When (working) vacations attack!

Becky Fenger Fenger Pointing

I should have known when the handle broke off my 50-pound suitcase while I was checking in at US Airways on Nov. 11 that this would be a sign of things to come on my working vacation to the Caribbean. Almost a month later, I'm still recovering, because older broads don't bounce back as fast (bouncing being one of the things we struggle with later in life).

As I have written before, about a quarter century ago the great William F. Buckley, Jr. thought it would be groovy to go on an ocean cruise with a cadre of sharp minds and discuss the affairs of the world while breathing sea air and visiting cool ports of call. There have been 23 of these voyages arranged by his magazine, National Review. One old timer recalled that Buckley actually posed one entire question to a learned panelist in Latin.

The line-up for this 2011 cruise didn't disappoint. Imagine sitting around the dinner table with the likes of Ambassador John Bolton, respected Islam scholar Bernard Lewis, historian Victor Davis Hanson, foreign-policy expert Elliott Abrams and terrorism and legal experts Andrew McCarthy and John Yoo. Not to mention the entertainment value of Mark Steyn, Jonah Goldberg and Senator Fred Thompson. Be still my heart.

I shouldn't be on a cruise in the first place, since I have suffered from motion sickness my whole life. The wrist bands helped, as we had a number of rough days at sea this time. Seasoned travelers suspected the cruise line was saving money on fuel by not putting out the stabilizers which, pun intended, are a real drag but help immensely.

As luck would have it, I came down with a respiratory infection that segued quickly into laryngitis and interminable coughing. On the second evening, I left dinner, shaking like a leaf from chills. I crawled into the cabin bed and called for a heating pad, forgetting they wouldn't be allowed due to fire hazards. When I worried I was getting worse and spiking a fever in the middle of the night, I called the desk for a doctor and was told the medical facilities were closed for the night.

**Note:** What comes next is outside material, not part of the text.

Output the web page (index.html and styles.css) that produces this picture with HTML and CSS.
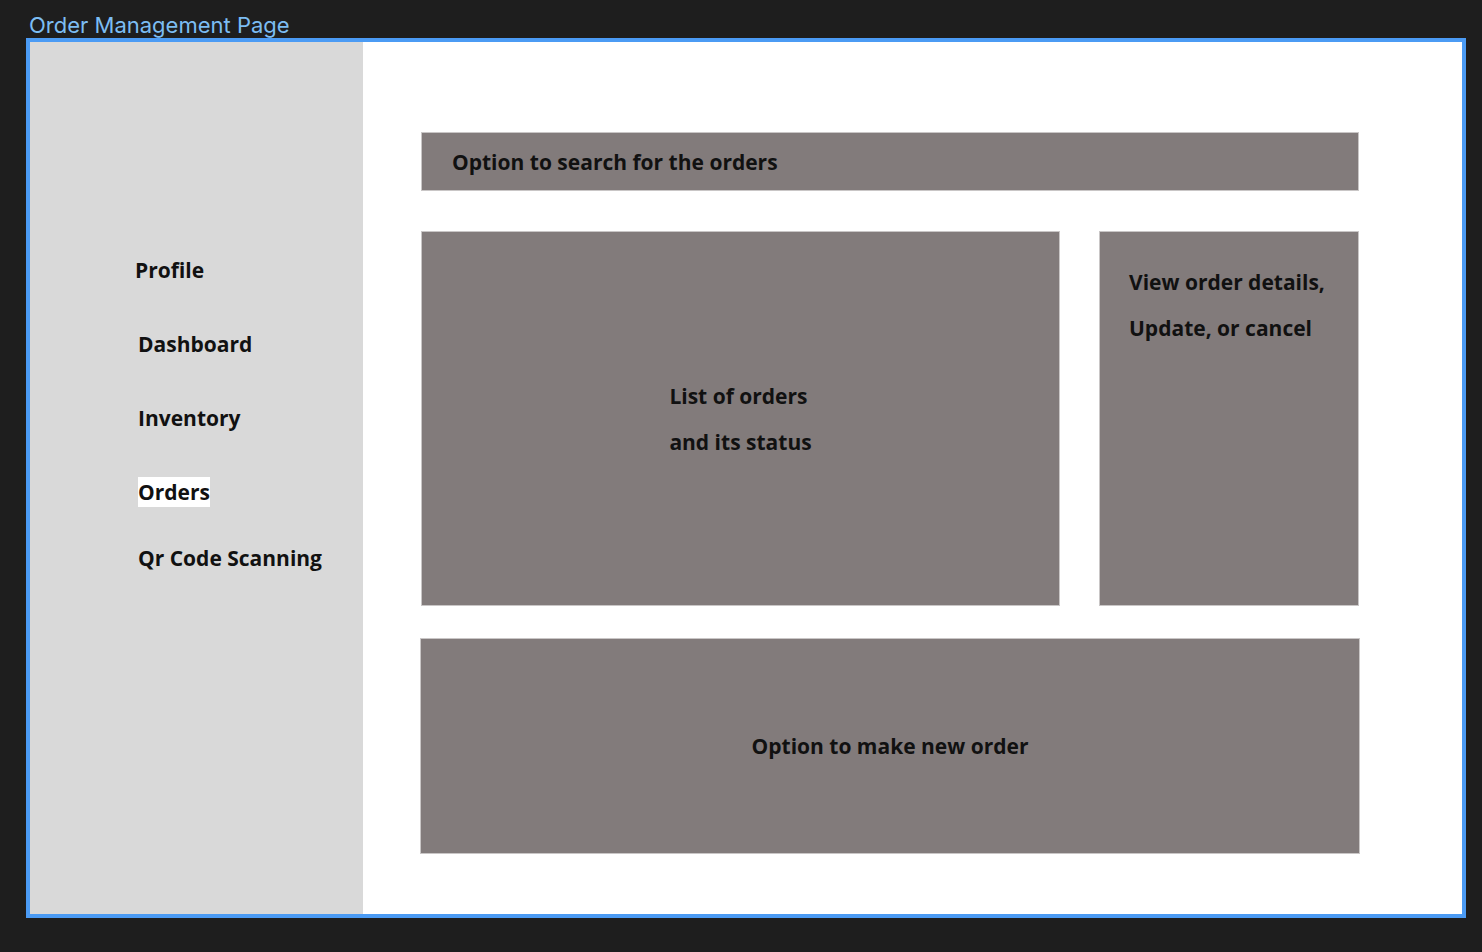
FILE: index.html
```html
<!DOCTYPE html>
<html>
    <head>
        <title>Order Management Page</title>
        <link rel="stylesheet" href="styles.css">
    </head>
<body>
    <div class="frame-label">Order Management Page</div>

    <div class="frame">
        <div class="sidebar">
            <div class="nav-item profile">Profile</div>
            <div class="nav-item">Dashboard</div>
            <div class="nav-item">Inventory</div>
            <div class="nav-item active">Orders</div>
            <div class="nav-item scan">Qr Code Scanning</div>
        </div>

        <div class="main">
            <div class="box search-bar">Option to search for the orders</div>

            <div class="middle-row">
                <div class="box order-list">
                    <div class="box-text">
                        <div>List of orders</div>
                        <div>and its status</div>
                    </div>
                </div>
                <div class="box order-details">
                    <div>View order details,</div>
                    <div>Update, or cancel</div>
                </div>
            </div>

            <div class="box new-order">Option to make new order</div>
        </div>
    </div>
</body>
</html>
```

FILE: styles.css
```css
body {
    margin: 0;
    padding: 0;
    background-color: #1e1e1e;
    font-family: "Open Sans", Arial, sans-serif;
}

.frame-label {
    font-family: Inter, "Liberation Sans", sans-serif;
    font-size: 22px;
    color: #7cbdf3;
    height: 38px;
    line-height: 50px;
    padding-left: 29px;
    box-sizing: border-box;
}

.frame {
    margin-left: 26px;
    width: 1440px;
    height: 880px;
    box-sizing: border-box;
    border: 4px solid #4b9bf4;
    background: #ffffff;
    display: flex;
}

.sidebar {
    width: 333px;
    background: #d9d9d9;
    display: flex;
    flex-direction: column;
    align-items: flex-start;
    padding: 213px 0 0 108px;
    box-sizing: border-box;
    gap: 44px;
}

.nav-item {
    font-size: 21px;
    font-weight: 700;
    color: #111;
    line-height: 30px;
    height: 30px;
}

.nav-item.profile {
    margin-left: -3px;
}

.nav-item.active {
    background: #ffffff;
}

.nav-item.scan {
    margin-top: -8px;
}

.main {
    flex: 1;
    padding: 90px 103px 0 58px;
    display: flex;
    flex-direction: column;
}

.box {
    background: #827b7b;
    box-shadow: inset 0 0 0 1px #c9c6c6;
    color: #111;
    font-size: 21px;
    font-weight: 700;
}

.search-bar {
    height: 59px;
    display: flex;
    align-items: center;
    padding-left: 31px;
}

.middle-row {
    display: flex;
    gap: 39px;
    margin-top: 40px;
    height: 375px;
}

.order-list {
    flex: 1;
    display: flex;
    align-items: center;
    justify-content: center;
}

.box-text {
    line-height: 46px;
}

.order-details {
    width: 260px;
    padding: 28px 0 0 30px;
    box-sizing: border-box;
    line-height: 46px;
}

.new-order {
    margin: 32px -1px 0 -1px;
    height: 216px;
    display: flex;
    align-items: center;
    justify-content: center;
}
```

Weakly, I pursued a quest for a thermometer, but the nurse on call told me she didn't have one nor access to one. I was informed there would be a $65 charge to come to my room (which I would gladly have paid), but it really was not a viable option since she couldn't write a prescription if I needed one. Only a doctor could do that and he wouldn't be available until 8:30 a.m. Wait. Make that 10 a.m.

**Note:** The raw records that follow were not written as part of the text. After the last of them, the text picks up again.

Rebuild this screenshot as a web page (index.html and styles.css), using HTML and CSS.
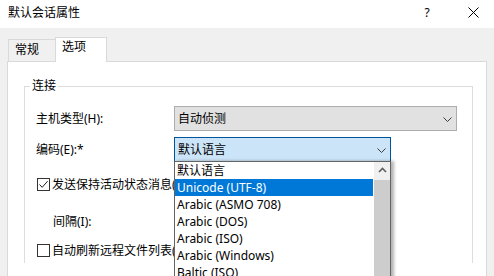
FILE: index.html
```html
<!DOCTYPE html>
<html lang="zh-CN">
<head>
<meta charset="utf-8">
<title>默认会话属性</title>
<link rel="stylesheet" href="styles.css">
</head>
<body>
<div class="dialog">
  <div class="titlebar">
    <span class="title">默认会话属性</span>
    <span class="help">?</span>
    <span class="close">
      <svg width="11" height="11" viewBox="0 0 11 11"><path d="M0.5 0.5 L10.5 10.5 M10.5 0.5 L0.5 10.5" stroke="#000" stroke-width="1" fill="none"/></svg>
    </span>
  </div>
  <div class="content">
    <div class="tabs">
      <div class="tab">常规</div>
      <div class="tab active">选项</div>
    </div>
    <div class="panel">
      <fieldset class="group">
        <legend>连接</legend>
        <div class="row row-first">
          <span class="label">主机类型(H):</span>
          <div class="combo combo-disabled">
            <span class="combo-text">自动侦测</span>
            <svg class="chev" width="9" height="5" viewBox="0 0 9 5"><path d="M0.5 0.5 L4.5 4.5 L8.5 0.5" stroke="#3c3c3c" fill="none"/></svg>
          </div>
        </div>
        <div class="row row-second">
          <span class="label">编码(E):*</span>
          <div class="combo combo-focus">
            <span class="combo-text">默认语言</span>
            <svg class="chev" width="9" height="5" viewBox="0 0 9 5"><path d="M0.5 0.5 L4.5 4.5 L8.5 0.5" stroke="#3c3c3c" fill="none"/></svg>
            <div class="dropdown">
              <ul class="options">
                <li>默认语言</li>
                <li class="selected">Unicode (UTF-8)</li>
                <li>Arabic (ASMO 708)</li>
                <li>Arabic (DOS)</li>
                <li>Arabic (ISO)</li>
                <li>Arabic (Windows)</li>
                <li>Baltic (ISO)</li>
              </ul>
              <div class="scrollbar">
                <div class="scroll-btn">
                  <svg width="9" height="6" viewBox="0 0 9 6"><path d="M1 5 L4.5 1.5 L8 5" stroke="#606060" stroke-width="1.6" fill="none"/></svg>
                </div>
                <div class="scroll-thumb"></div>
              </div>
            </div>
          </div>
        </div>
        <div class="row check-row check-first">
          <span class="box">
            <svg width="11" height="11" viewBox="0 0 11 11"><path d="M1.5 5.5 L4.2 8.3 L9.6 2.2" stroke="#222" stroke-width="1" fill="none"/></svg>
          </span>
          <span class="check-text">发送保持活动状态消息(V)</span>
        </div>
        <div class="row interval-row">
          <span class="interval-label">间隔(I):</span>
        </div>
        <div class="row check-row check-second">
          <span class="box"></span>
          <span class="check-text">自动刷新远程文件列表(R)</span>
        </div>
      </fieldset>
    </div>
  </div>
</div>
</body>
</html>
```

FILE: styles.css
```css
* { box-sizing: border-box; }

html, body {
  margin: 0;
  padding: 0;
}

body {
  width: 494px;
  height: 276px;
  overflow: hidden;
  background: #f0f0f0;
  font-family: "Noto Sans", "Noto Sans CJK SC", sans-serif;
  font-size: 12px;
  color: #000;
}

.dialog {
  display: flex;
  flex-direction: column;
  height: 276px;
  overflow: hidden;
}

.titlebar {
  height: 28px;
  background: #fff;
  display: flex;
  align-items: center;
  padding: 0 0 3px 8px;
  line-height: 16px;
  flex-shrink: 0;
}

.title {
  flex: 1;
}

.help {
  width: 10px;
  margin-right: 36px;
  font-size: 12px;
  text-align: center;
}

.close {
  display: flex;
  width: 11px;
  margin-right: 15px;
}

.content {
  padding: 9px 7px 0 7px;
  flex: 1;
  display: flex;
  flex-direction: column;
  min-height: 0;
}

.tabs {
  display: flex;
  align-items: flex-end;
  height: 24px;
  padding-left: 1px;
  flex-shrink: 0;
}

.tab {
  height: 22px;
  width: 48px;
  border: 1px solid #d9d9d9;
  border-bottom: none;
  background: #f0f0f0;
  padding: 2px 0 0 6px;
  line-height: 16px;
}

.tab.active {
  height: 25px;
  width: 52px;
  margin-left: -1px;
  margin-bottom: -1px;
  background: #fff;
  padding-top: 1px;
  position: relative;
  z-index: 1;
}

.panel {
  flex: 1;
  min-height: 0;
  background: #fff;
  border: 1px solid #d9d9d9;
  border-bottom: none;
  padding: 16px 13px 0 16px;
}

.group {
  margin: 0;
  border: 1px solid #dcdcdc;
  border-bottom: none;
  padding: 0 0 0 5px;
  min-width: 0;
}

.group legend {
  padding: 0 2px;
  line-height: 16px;
}

.row {
  display: flex;
  align-items: center;
  padding-left: 6px;
  height: 25px;
}

.row-first {
  margin-top: 12px;
}

.row-second {
  margin-top: 6px;
}

.label {
  width: 138px;
  line-height: 16px;
}

.combo {
  position: relative;
  height: 25px;
  display: flex;
  align-items: center;
  padding-left: 3px;
  border: 1px solid #adadad;
  line-height: 16px;
}

.combo-disabled {
  width: 283px;
  background: #e1e1e1;
  color: #000;
}

.combo-focus {
  width: 217px;
  background: #cce4f7;
  border-color: #005499;
}

.combo-text {
  flex: 1;
}

.chev {
  margin-right: 4px;
  margin-top: 1px;
}

.dropdown {
  position: absolute;
  left: -1px;
  top: 100%;
  width: 217px;
  height: 122px;
  background: #fff;
  border: 1px solid #646464;
  border-bottom: none;
  display: flex;
  box-shadow: 3px 0 3px rgba(0, 0, 0, 0.3);
  z-index: 5;
}

.options {
  list-style: none;
  margin: 0;
  padding: 0;
  flex: 1;
  overflow: hidden;
}

.options li {
  height: 17px;
  line-height: 17px;
  padding-left: 2px;
  white-space: nowrap;
}

.options li.selected {
  background: #0078d7;
  color: #fff;
}

.scrollbar {
  width: 16px;
  margin-left: 1px;
  display: flex;
  flex-direction: column;
}

.scroll-btn {
  height: 18px;
  background: #f0f0f0;
  display: flex;
  align-items: center;
  justify-content: center;
  padding-bottom: 2px;
}

.scroll-thumb {
  flex: 1;
  background: #cdcdcd;
}

.check-row {
  padding-left: 7px;
}

.check-first {
  margin-top: 10px;
}

.interval-row {
  margin-top: 12px;
  padding-left: 23px;
}

.check-second {
  margin-top: 4px;
}

.box {
  width: 13px;
  height: 13px;
  border: 1px solid #333;
  background: #fff;
  display: flex;
  align-items: center;
  justify-content: center;
  margin-right: 2px;
  flex-shrink: 0;
}

.check-text, .interval-label {
  line-height: 16px;
  white-space: nowrap;
}
```
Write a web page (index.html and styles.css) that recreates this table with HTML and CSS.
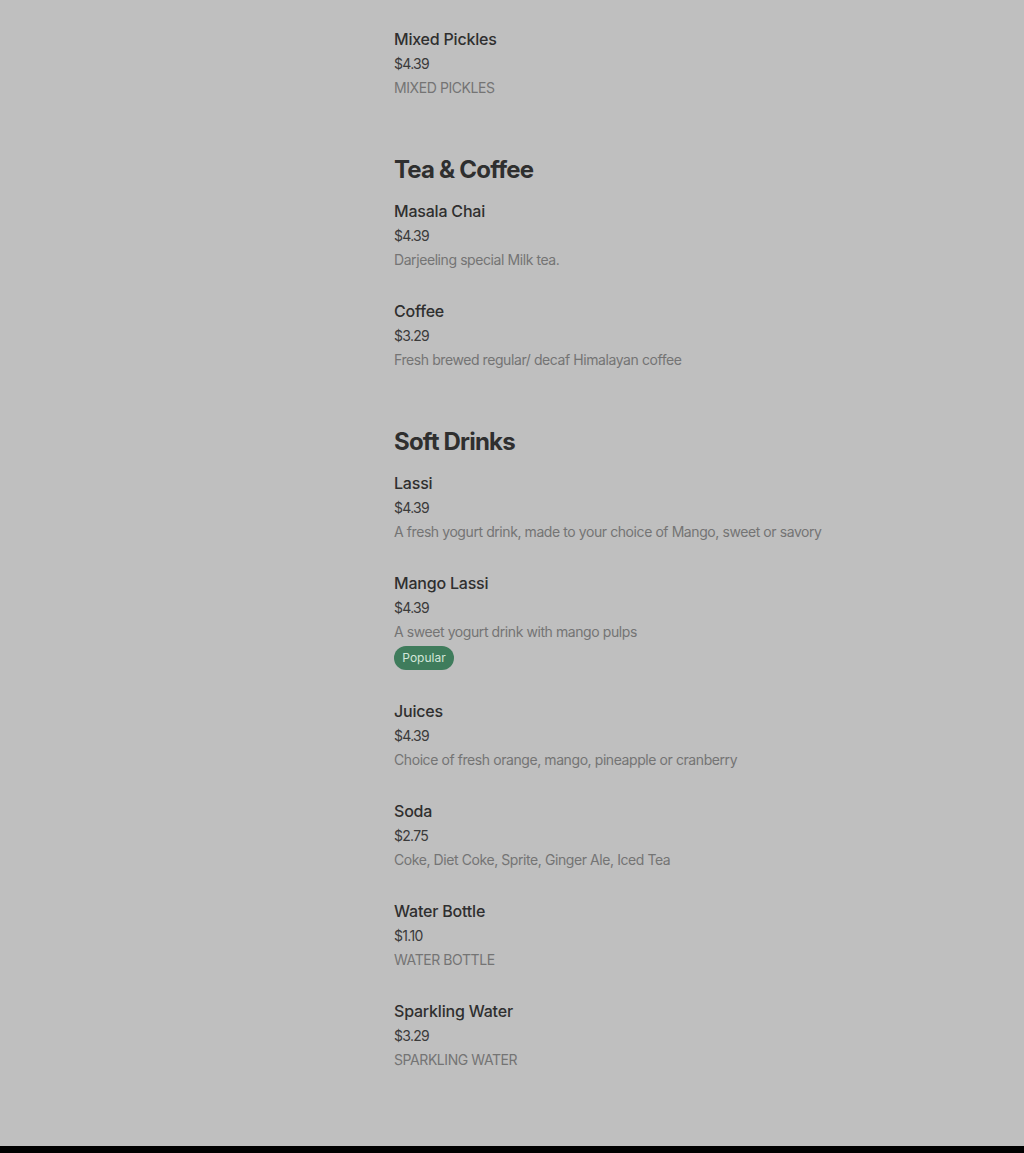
FILE: index.html
```html
<!DOCTYPE html>
<html lang="en">
<head>
<meta charset="utf-8">
<title>Menu</title>
<link rel="stylesheet" href="styles.css">
</head>
<body>
<main class="menu">
  <section class="section first">
    <div class="item">
      <div class="name">Mixed Pickles</div>
      <div class="price">$4.39</div>
      <div class="desc">MIXED PICKLES</div>
    </div>
  </section>

  <section class="section">
    <h2 class="heading">Tea &amp; Coffee</h2>
    <div class="item">
      <div class="name">Masala Chai</div>
      <div class="price">$4.39</div>
      <div class="desc">Darjeeling special Milk tea.</div>
    </div>
    <div class="item">
      <div class="name">Coffee</div>
      <div class="price">$3.29</div>
      <div class="desc">Fresh brewed regular/ decaf Himalayan coffee</div>
    </div>
  </section>

  <section class="section">
    <h2 class="heading">Soft Drinks</h2>
    <div class="item">
      <div class="name">Lassi</div>
      <div class="price">$4.39</div>
      <div class="desc">A fresh yogurt drink, made to your choice of Mango, sweet or savory</div>
    </div>
    <div class="item">
      <div class="name">Mango Lassi</div>
      <div class="price">$4.39</div>
      <div class="desc">A sweet yogurt drink with mango pulps</div>
      <span class="badge">Popular</span>
    </div>
    <div class="item">
      <div class="name">Juices</div>
      <div class="price">$4.39</div>
      <div class="desc">Choice of fresh orange, mango, pineapple or cranberry</div>
    </div>
    <div class="item">
      <div class="name">Soda</div>
      <div class="price">$2.75</div>
      <div class="desc">Coke, Diet Coke, Sprite, Ginger Ale, Iced Tea</div>
    </div>
    <div class="item">
      <div class="name">Water Bottle</div>
      <div class="price">$1.10</div>
      <div class="desc">WATER BOTTLE</div>
    </div>
    <div class="item">
      <div class="name">Sparkling Water</div>
      <div class="price">$3.29</div>
      <div class="desc">SPARKLING WATER</div>
    </div>
  </section>
</main>
<footer class="footer"></footer>
</body>
</html>
```
FILE: styles.css
```css
html, body {
  margin: 0;
  padding: 0;
  background: #bfbfbf;
}
body {
  font-family: Inter, "Noto Sans", sans-serif;
  color: #333;
  min-height: 1153px;
  display: flex;
  flex-direction: column;
}
.menu {
  padding: 27px 0 20px 394px;
  display: flex;
  flex-direction: column;
}
.section {
  display: flex;
  flex-direction: column;
  margin-top: 27px;
}
.section.first {
  margin-top: 0;
}
.heading {
  margin: 0 0 13px;
  font-size: 24px;
  line-height: 32px;
  font-weight: 700;
  letter-spacing: -0.8px;
  color: #2f2f2f;
}
.item {
  display: flex;
  flex-direction: column;
  align-items: flex-start;
  padding-bottom: 27px;
}
.name {
  font-size: 16px;
  line-height: 24px;
  font-weight: 500;
  color: #2f2f2f;
  letter-spacing: -0.2px;
}
.price {
  margin-top: 1px;
  font-size: 14px;
  line-height: 24px;
  color: #3a3a3a;
  letter-spacing: -0.7px;
}
.desc {
  font-size: 14px;
  line-height: 24px;
  color: #747474;
  letter-spacing: -0.42px;
}
.badge {
  margin-top: 2px;
  margin-bottom: 2px;
  height: 24px;
  width: 60px;
  box-sizing: border-box;
  border-radius: 12px;
  background: #3f7c5c;
  color: #d2e6d9;
  font-size: 12px;
  line-height: 24px;
  text-align: center;
}
.footer {
  margin-top: auto;
  height: 7px;
  background: #000;
}
```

I slept with my door unlocked that night, figuring nothing a nefarious passenger could do to me would be worse than how I felt at the time.

Our ship was due to make a stop at Half Moon Cay in the Bahamas a number of days later. By then I felt well enough to get off the ship to say "hi" to the sting rays that I had petted and fed octopus parts to three years earlier. Then comes the announcement from our captain. Another cruise ship, the Ryndam of the Holland American Line, had left Barcelona, Spain, almost two weeks earlier and had an outbreak of a gastrointestinal virus rage throughout the ship. Since she had docked prior to our arrival, we were advised to avoid these people now on the island like the plague, so to speak. The restaurants were sterilizing the area after their visits, but the safest bet was to just stay aboard our ship like captives in Paradise.

I stayed aboard, but didn't escape the Norwalk Virus which hit me like a brick wall the day after arriving back home to my welcoming doggies who didn't mind at all the they could join me in bed for the next nine days. Thanksgiving was a milestone. I was able to keep a glass of water down, but still needed two bags of IV fluids shot into me like a Butterball turkey.
As time boogies on, I will transcribe some of the pearls of wisdom from my seagoing notes. For now, I'm avoiding the subject of oysters.